Gen Z Burnout Is a Business Risk - What Neuroscientist Dr Tara Swart Says HR Must Do Now

Resilience has become one of the most urgent leadership priorities of our time. But for today’s youngest workforce generation, it’s not just a buzzword, it’s a growing concern.

Gen Z employees are entering the workplace during a period defined by constant change, economic uncertainty, digital overload, and blurred boundaries between work and life. Research consistently shows they are experiencing higher levels of stress, anxiety, and burnout earlier in their careers than previous generations, with 91% of Gen Z workers reporting mental health challenges linked to higher contextual pressure, not lower capability or resilience.

Understanding how to support their resilience is no longer optional for organisations, it’s critical to retention, performance, and long-term workforce sustainability.

Few voices offer a more science-backed perspective on this challenge than neuroscientist, leadership advisor, and bestselling author Dr Tara Swart.

Why Gen Z Is Struggling With Workplace Resilience

For HR leaders, the data paints a clear picture:

  • Gen Z employees report the highest levels of burnout among all age groups.
  • They are more likely to feel overwhelmed by workload, constant connectivity, and pressure to perform.
  • Many lack the coping frameworks traditionally built through earlier career stability.

From a neuroscience perspective, this makes sense.

Dr Swart explains that younger professionals are developing their careers in environments where the brain is under near-constant cognitive load; juggling notifications, rapid change, and uncertainty. Over time, this can keep the nervous system in a prolonged stress state, making recovery and adaptability more difficult.

In simple terms: many Gen Z employees aren’t lacking resilience, they’ve simply never been taught how to build it, and they are carrying higher background pressure than generations prior. This pressure can be costly for businesses, as it can present as performance and retention risk; with average Gen Z job tenure being approximately 1.1 years. 

The Neuroscience of Resilience at Work

One of Dr Swart’s most important contributions is reframing resilience as a trainable brain capability, not a personality trait.

Her research highlights several key mechanisms that are particularly relevant for younger employees:

Neuroplasticity: The Brain Can Learn Resilience

Resilience isn’t fixed. The brain can rewire itself to respond more calmly and effectively to stress, but only when people are given the right tools and environments to practise these skills.

Stress Regulation Is Foundational

When employees remain in “fight-or-flight” mode for prolonged periods, cognitive performance, decision-making, and emotional regulation decline. Teaching practical nervous system regulation is essential for preventing burnout.

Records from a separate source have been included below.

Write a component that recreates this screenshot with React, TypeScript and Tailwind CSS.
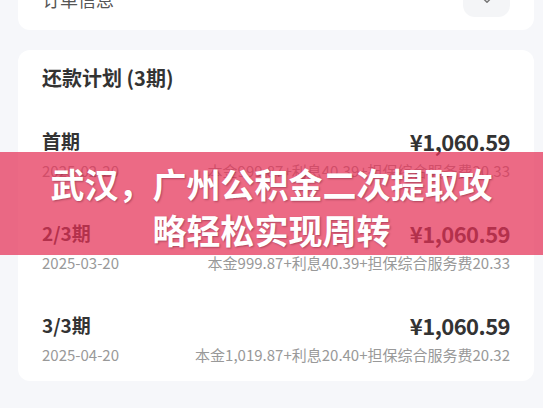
import React from "react";
import { ChevronDown } from "lucide-react";

type Plan = {
  label: string;
  date: string;
  amount: string;
  detail: string;
};

const plans: Plan[] = [
  { label: "首期", date: "2025-02-20", amount: "¥1,060.59", detail: "本金999.87+利息40.39+担保综合服务费20.33" },
  { label: "2/3期", date: "2025-03-20", amount: "¥1,060.59", detail: "本金999.87+利息40.39+担保综合服务费20.33" },
  { label: "3/3期", date: "2025-04-20", amount: "¥1,060.59", detail: "本金1,019.87+利息20.40+担保综合服务费20.32" },
];

export default function App() {
  return (
    <div
      className="relative w-[543px] h-[408px] overflow-hidden bg-[#f6f7fa] text-[#333]"
      style={{ fontFamily: '"Noto Sans CJK SC", "Noto Sans", sans-serif' }}
    >
      {/* order info card, mostly scrolled off the top */}
      <div className="ml-[18px] w-[516px] -mt-[28px] h-[58px] bg-white rounded-b-xl flex items-center justify-between pl-6 pr-6 pb-1">
        <span className="text-[18px] text-[#555]">订单信息</span>
        <div className="w-[47px] h-[36px] rounded-xl bg-[#f4f5f7] flex items-end justify-center pb-[8px]">
          <ChevronDown className="w-[18px] h-[18px] text-[#777]" strokeWidth={2} />
        </div>
      </div>

      {/* repayment plan card */}
      <div className="ml-[18px] w-[516px] mt-[20px] bg-white rounded-xl px-6 pt-[14px] pb-[15px]">
        <h2 className="text-[20px] leading-[28px] font-bold">还款计划 (3期)</h2>
        <div className="mt-[35px] flex flex-col gap-[37px]">
          {plans.map((p) => (
            <div key={p.label} className="flex flex-col">
              <div className="flex items-center justify-between h-[28px]">
                <span className="text-[19px] font-bold">{p.label}</span>
                <span className="text-[22px] font-bold tracking-tight">{p.amount}</span>
              </div>
              <div className="mt-[5px] flex items-center justify-between h-[22px] text-[15px] text-[#999]">
                <span>{p.date}</span>
                <span>{p.detail}</span>
              </div>
            </div>
          ))}
        </div>
      </div>

      {/* title banner over the screenshot */}
      <div className="absolute left-0 right-0 top-[152px] h-[103px] bg-[#e53056]/[0.72] flex items-center justify-center">
        <p
          className="text-white text-[34px] leading-[46px] font-bold text-center w-[460px] mt-[6px]"
          style={{ textShadow: "1px 1px 2px rgba(60,0,20,0.35)" }}
        >
          武汉，广州公积金二次提取攻
          <br />
          略轻松实现周转
        </p>
      </div>
    </div>
  );
}
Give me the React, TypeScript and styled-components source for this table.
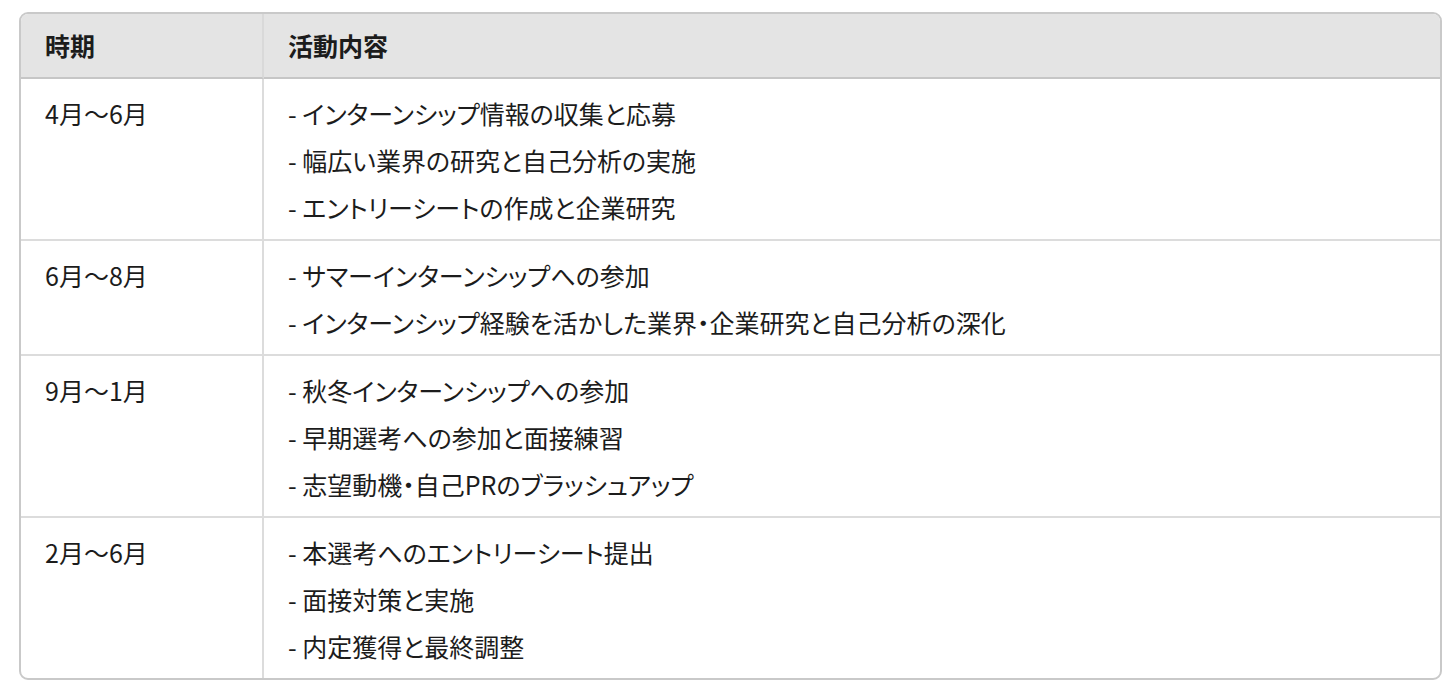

Mindset Shapes Adaptability

Gen Z employees often face high expectations combined with fear of failure. Neuroscience shows that reframing challenges as learning opportunities directly improves resilience pathways in the brain.

Daily Habits Drive Long-Term Capacity

Small, consistent behaviours, from recovery time to focus management, have a measurable impact on mental stamina and performance.

For HR leaders, the implication is clear: resilience must be treated as a skill to develop, not a trait to expect.

Why This Matters for HR and Organisational Strategy

The workplace context facing Gen Z is fundamentally different from previous generations:

  • Hybrid work can increase isolation and reduce informal support

  • Always-on digital communication accelerates cognitive fatigue

  • Economic uncertainty creates constant background stress

  • Early career pressure intensifies performance anxiety

Without intentional support, these factors can create a workforce that is talented but exhausted.

Dr Swart’s work provides organisations with a powerful insight:

Resilience isn’t about pushing employees to cope with more; it’s about equipping them to recover, adapt, and sustain performance over time.

For HR leaders, this shifts resilience from an individual responsibility to a strategic organisational capability.

Building Resilient Workplaces for Gen Z

Organisations that successfully support Gen Z resilience typically focus on three key areas:

1. Skills, Not Slogans

Resilience training must move beyond motivational messaging to practical, science-based tools for stress regulation, focus, and adaptability.

2. Leadership Behaviour

Managers play a critical role in modelling psychological safety, realistic workload expectations, and healthy recovery norms.

3. Culture by Design

Resilience should be embedded into ways of working, from meeting structures to communication rhythms, rather than treated as a reactive wellbeing initiative.

The Beam Perspective

At Beam, we see resilience as the defining workforce challenge of the next decade; particularly as Gen Z becomes the largest employee demographic.

Like Dr Tara Swart, we believe resilience is not a fixed trait but a trainable capability.

Our work focuses on helping organisations:

  • Equip employees with science-backed tools to manage stress and cognitive overload

  • Embed resilience into everyday workflows, not just crisis responses

Because resilience isn’t about enduring constant pressure, it’s about building the conditions that allow people to recover, adapt, and thrive.

Closing Thought

Gen Z’s struggles with burnout are not a sign of weakness. They are a signal that the modern workplace demands a new approach to resilience.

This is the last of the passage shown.